▸ **MATERIAL PROVIDED**
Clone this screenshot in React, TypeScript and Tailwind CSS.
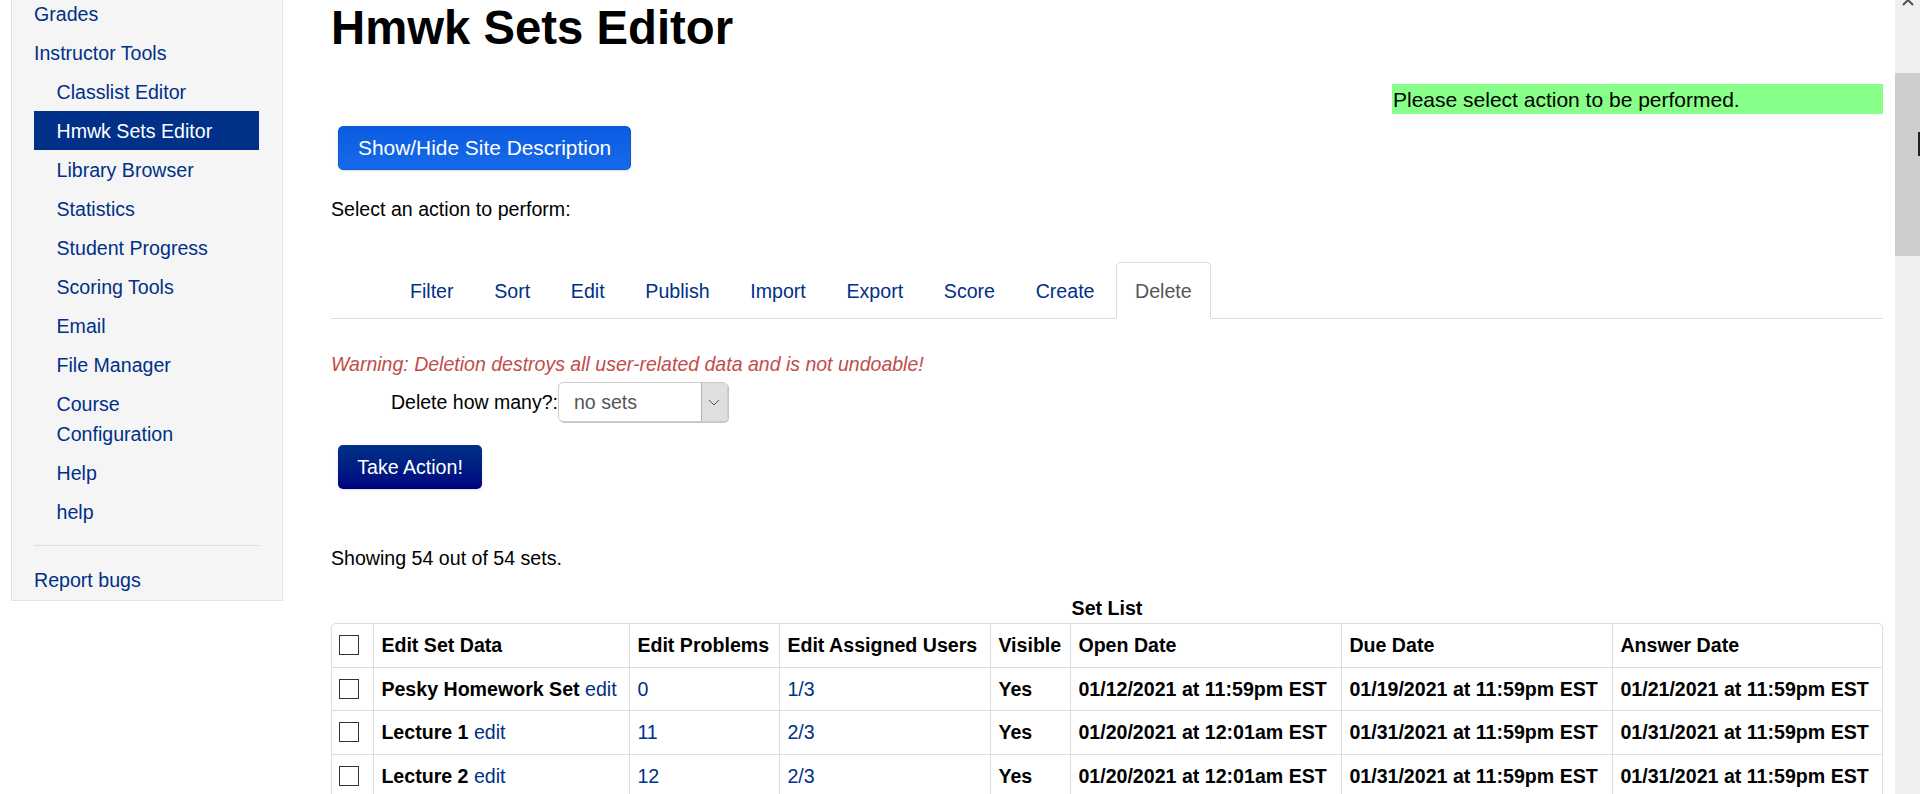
import React from "react";

const L = "text-[#003087]";
const nav: [string, boolean?, boolean?][] = [
  ["Grades"],
  ["Instructor Tools"],
  ["Classlist Editor", true],
  ["Hmwk Sets Editor", true, true],
  ["Library Browser", true],
  ["Statistics", true],
  ["Student Progress", true],
  ["Scoring Tools", true],
  ["Email", true],
  ["File Manager", true],
  ["Course Configuration", true],
  ["Help", true],
  ["help", true],
];
const tabs = ["Filter", "Sort", "Edit", "Publish", "Import", "Export", "Score", "Create"];
const rows = [
  ["Pesky Homework Set", "0", "1/3", "01/12/2021 at 11:59pm EST", "01/19/2021 at 11:59pm EST", "01/21/2021 at 11:59pm EST"],
  ["Lecture 1", "11", "2/3", "01/20/2021 at 12:01am EST", "01/31/2021 at 11:59pm EST", "01/31/2021 at 11:59pm EST"],
  ["Lecture 2", "12", "2/3", "01/20/2021 at 12:01am EST", "01/31/2021 at 11:59pm EST", "01/31/2021 at 11:59pm EST"],
];
const cell = "border-r border-b border-[#dddddd] px-[7.4px] py-0 align-middle text-left";
const head = `${cell} border-t`;
const Box = () => <span className="block w-5 h-5 border border-[#333333] bg-white" />;

export default function App() {
  return (
    <div className="flex h-[794px] overflow-hidden bg-white text-black text-[19.6px] leading-[30px] font-['Liberation_Sans',Arial,sans-serif]">
      <aside className="ml-[11px] w-[272px] h-[621px] -mt-5 shrink-0 bg-[#f5f5f5] border border-[#e3e3e3] pl-[22px] pr-[23px] flex flex-col">
        <div className="pt-[13px]">
          {nav.map(([t, sub, active]) => (
            <div
              key={t}
              className={`py-[4.5px] pr-[25px] ${sub ? "pl-[22.5px]" : ""} ${active ? "bg-[#003087] text-white" : L}`}
            >
              {t}
            </div>
          ))}
        </div>
        <div className="mt-[14px] h-px bg-[#dddddd]" />
        <div className={`pt-[19px] ${L}`}>Report bugs</div>
      </aside>
      <main className="ml-[48px] w-[1552px] shrink-0">
        <h1 className="text-[47.3px] leading-[56px] font-bold">Hmwk Sets Editor</h1>
        <div className="mt-[28px] ml-[1061px] h-[30px] bg-[#88ff88] pl-px text-[21px] leading-[32px]">Please select action to be performed.</div>
        <button className="block mt-[12px] ml-[7px] h-11 px-[19px] rounded-[5px] bg-gradient-to-b from-[#0b5ce2] to-[#176ae8] border border-[#0f58cf] text-white text-[20.9px] shadow-sm">
          Show/Hide Site Description
        </button>
        <p className="mt-[24px]">Select an action to perform:</p>
        <div className="mt-[26px] border-b border-[#dddddd] pl-[60px] flex h-[69px] items-end">
          {tabs.map((t) => (
            <span key={t} className={`px-[19px] mr-[2.7px] pb-[12px] ${L}`}>{t}</span>
          ))}
          <span className="-ml-[0.7px] px-[18.5px] h-[57px] -mb-px pt-[13px] bg-white border border-[#dddddd] border-b-white rounded-t-[5px] text-[#555555]">Delete</span>
        </div>
        <p className="mt-[30px] italic text-[19.52px] text-[#c14c4a]">Warning: Deletion destroys all user-related data and is not undoable!</p>
        <div className="mt-[3px] flex items-center h-10 pl-[60px]">
          <span className="text-[19.5px]">Delete how many?:</span>
          <div className="w-[170px] h-10 flex border border-[#cccccc] rounded-[5px] overflow-hidden shadow-[1px_1px_0_#c4c4c4]">
            <span className="flex-1 pl-[15px] text-[#555555] flex items-center">no sets</span>
            <span className="w-[26px] bg-[#dfdfdf] border-l border-[#b5b5b5] flex items-center justify-center">
              <svg width="12" height="7" viewBox="0 0 12 7" fill="none" stroke="#555555" strokeWidth="1"><path d="M1 1l5 5 5-5" /></svg>
            </span>
          </div>
        </div>
        <button className="block mt-[23px] ml-[7px] h-11 px-[19.2px] rounded-[5px] bg-gradient-to-b from-[#003087] to-[#000080] text-white shadow-sm">
          Take Action!
        </button>
        <p className="mt-[54px]">Showing 54 out of 54 sets.</p>
        <div className="mt-[20px] text-center font-bold h-[29px]">Set List</div>
        <table className="mt-[1px] w-[1552px] table-fixed border-separate border-spacing-0">
          <colgroup>
            <col className="w-[43px]" />
            <col className="w-[256px]" />
            <col className="w-[150px]" />
            <col className="w-[211px]" />
            <col className="w-[80px]" />
            <col className="w-[271px]" />
            <col className="w-[271px]" />
            <col className="w-[270px]" />
          </colgroup>
          <thead>
            <tr className="h-[44.5px] font-bold">
              <th className={`${head} border-l rounded-tl-[5px] !pl-[7px]`}><Box /></th>
              <th className={head}>Edit Set Data</th>
              <th className={head}>Edit Problems</th>
              <th className={head}>Edit Assigned Users</th>
              <th className={head}>Visible</th>
              <th className={head}>Open Date</th>
              <th className={head}>Due Date</th>
              <th className={`${head} rounded-tr-[5px]`}>Answer Date</th>
            </tr>
          </thead>
          <tbody>
            {rows.map((r) => (
              <tr key={r[0]} className="h-[43.5px]">
                <td className={`${cell} border-l !pl-[7px]`}><Box /></td>
                <td className={cell}><b>{r[0]}</b> <span className={L}>edit</span></td>
                <td className={`${cell} ${L}`}>{r[1]}</td>
                <td className={`${cell} ${L}`}>{r[2]}</td>
                <td className={`${cell} font-bold`}>Yes</td>
                <td className={`${cell} font-bold`}>{r[3]}</td>
                <td className={`${cell} font-bold`}>{r[4]}</td>
                <td className={`${cell} font-bold`}>{r[5]}</td>
              </tr>
            ))}
          </tbody>
        </table>
      </main>
      <div className="ml-auto w-[25px] shrink-0 bg-[#f0f0f0] flex flex-col relative">
        <svg className="mx-auto -mt-[3px]" width="14" height="10" viewBox="0 0 14 10" fill="none" stroke="#505050" strokeWidth="2"><path d="M2 8l5-5 5 5" /></svg>
        <div className="mt-[66px] h-[183px] bg-[#cdcdcd]" />
        <div className="absolute right-0 top-[132px] w-[2px] h-6 bg-[#222222]" />
      </div>
    </div>
  );
}
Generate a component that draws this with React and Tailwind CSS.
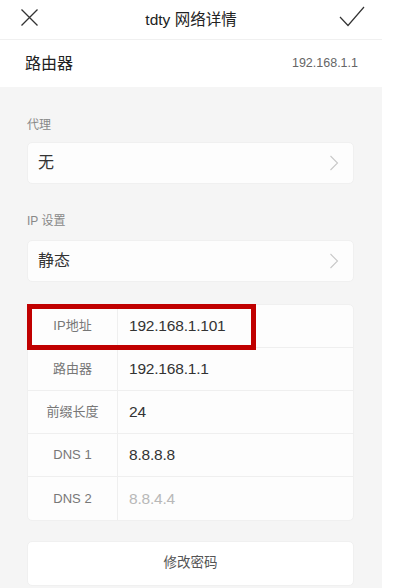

▸ **TASK**
Exclude all images and restate the records above word for word.

▸ **TASK OUTPUT**
Clone this screenshot in React, TypeScript and Tailwind CSS.
import React from "react";

const L = "text-[#003087]";
const nav: [string, boolean?, boolean?][] = [
  ["Grades"],
  ["Instructor Tools"],
  ["Classlist Editor", true],
  ["Hmwk Sets Editor", true, true],
  ["Library Browser", true],
  ["Statistics", true],
  ["Student Progress", true],
  ["Scoring Tools", true],
  ["Email", true],
  ["File Manager", true],
  ["Course Configuration", true],
  ["Help", true],
  ["help", true],
];
const tabs = ["Filter", "Sort", "Edit", "Publish", "Import", "Export", "Score", "Create"];
const rows = [
  ["Pesky Homework Set", "0", "1/3", "01/12/2021 at 11:59pm EST", "01/19/2021 at 11:59pm EST", "01/21/2021 at 11:59pm EST"],
  ["Lecture 1", "11", "2/3", "01/20/2021 at 12:01am EST", "01/31/2021 at 11:59pm EST", "01/31/2021 at 11:59pm EST"],
  ["Lecture 2", "12", "2/3", "01/20/2021 at 12:01am EST", "01/31/2021 at 11:59pm EST", "01/31/2021 at 11:59pm EST"],
];
const cell = "border-r border-b border-[#dddddd] px-[7.4px] py-0 align-middle text-left";
const head = `${cell} border-t`;
const Box = () => <span className="block w-5 h-5 border border-[#333333] bg-white" />;

export default function App() {
  return (
    <div className="flex h-[794px] overflow-hidden bg-white text-black text-[19.6px] leading-[30px] font-['Liberation_Sans',Arial,sans-serif]">
      <aside className="ml-[11px] w-[272px] h-[621px] -mt-5 shrink-0 bg-[#f5f5f5] border border-[#e3e3e3] pl-[22px] pr-[23px] flex flex-col">
        <div className="pt-[13px]">
          {nav.map(([t, sub, active]) => (
            <div
              key={t}
              className={`py-[4.5px] pr-[25px] ${sub ? "pl-[22.5px]" : ""} ${active ? "bg-[#003087] text-white" : L}`}
            >
              {t}
            </div>
          ))}
        </div>
        <div className="mt-[14px] h-px bg-[#dddddd]" />
        <div className={`pt-[19px] ${L}`}>Report bugs</div>
      </aside>
      <main className="ml-[48px] w-[1552px] shrink-0">
        <h1 className="text-[47.3px] leading-[56px] font-bold">Hmwk Sets Editor</h1>
        <div className="mt-[28px] ml-[1061px] h-[30px] bg-[#88ff88] pl-px text-[21px] leading-[32px]">Please select action to be performed.</div>
        <button className="block mt-[12px] ml-[7px] h-11 px-[19px] rounded-[5px] bg-gradient-to-b from-[#0b5ce2] to-[#176ae8] border border-[#0f58cf] text-white text-[20.9px] shadow-sm">
          Show/Hide Site Description
        </button>
        <p className="mt-[24px]">Select an action to perform:</p>
        <div className="mt-[26px] border-b border-[#dddddd] pl-[60px] flex h-[69px] items-end">
          {tabs.map((t) => (
            <span key={t} className={`px-[19px] mr-[2.7px] pb-[12px] ${L}`}>{t}</span>
          ))}
          <span className="-ml-[0.7px] px-[18.5px] h-[57px] -mb-px pt-[13px] bg-white border border-[#dddddd] border-b-white rounded-t-[5px] text-[#555555]">Delete</span>
        </div>
        <p className="mt-[30px] italic text-[19.52px] text-[#c14c4a]">Warning: Deletion destroys all user-related data and is not undoable!</p>
        <div className="mt-[3px] flex items-center h-10 pl-[60px]">
          <span className="text-[19.5px]">Delete how many?:</span>
          <div className="w-[170px] h-10 flex border border-[#cccccc] rounded-[5px] overflow-hidden shadow-[1px_1px_0_#c4c4c4]">
            <span className="flex-1 pl-[15px] text-[#555555] flex items-center">no sets</span>
            <span className="w-[26px] bg-[#dfdfdf] border-l border-[#b5b5b5] flex items-center justify-center">
              <svg width="12" height="7" viewBox="0 0 12 7" fill="none" stroke="#555555" strokeWidth="1"><path d="M1 1l5 5 5-5" /></svg>
            </span>
          </div>
        </div>
        <button className="block mt-[23px] ml-[7px] h-11 px-[19.2px] rounded-[5px] bg-gradient-to-b from-[#003087] to-[#000080] text-white shadow-sm">
          Take Action!
        </button>
        <p className="mt-[54px]">Showing 54 out of 54 sets.</p>
        <div className="mt-[20px] text-center font-bold h-[29px]">Set List</div>
        <table className="mt-[1px] w-[1552px] table-fixed border-separate border-spacing-0">
          <colgroup>
            <col className="w-[43px]" />
            <col className="w-[256px]" />
            <col className="w-[150px]" />
            <col className="w-[211px]" />
            <col className="w-[80px]" />
            <col className="w-[271px]" />
            <col className="w-[271px]" />
            <col className="w-[270px]" />
          </colgroup>
          <thead>
            <tr className="h-[44.5px] font-bold">
              <th className={`${head} border-l rounded-tl-[5px] !pl-[7px]`}><Box /></th>
              <th className={head}>Edit Set Data</th>
              <th className={head}>Edit Problems</th>
              <th className={head}>Edit Assigned Users</th>
              <th className={head}>Visible</th>
              <th className={head}>Open Date</th>
              <th className={head}>Due Date</th>
              <th className={`${head} rounded-tr-[5px]`}>Answer Date</th>
            </tr>
          </thead>
          <tbody>
            {rows.map((r) => (
              <tr key={r[0]} className="h-[43.5px]">
                <td className={`${cell} border-l !pl-[7px]`}><Box /></td>
                <td className={cell}><b>{r[0]}</b> <span className={L}>edit</span></td>
                <td className={`${cell} ${L}`}>{r[1]}</td>
                <td className={`${cell} ${L}`}>{r[2]}</td>
                <td className={`${cell} font-bold`}>Yes</td>
                <td className={`${cell} font-bold`}>{r[3]}</td>
                <td className={`${cell} font-bold`}>{r[4]}</td>
                <td className={`${cell} font-bold`}>{r[5]}</td>
              </tr>
            ))}
          </tbody>
        </table>
      </main>
      <div className="ml-auto w-[25px] shrink-0 bg-[#f0f0f0] flex flex-col relative">
        <svg className="mx-auto -mt-[3px]" width="14" height="10" viewBox="0 0 14 10" fill="none" stroke="#505050" strokeWidth="2"><path d="M2 8l5-5 5 5" /></svg>
        <div className="mt-[66px] h-[183px] bg-[#cdcdcd]" />
        <div className="absolute right-0 top-[132px] w-[2px] h-6 bg-[#222222]" />
      </div>
    </div>
  );
}
Generate a component that draws this with React and Tailwind CSS.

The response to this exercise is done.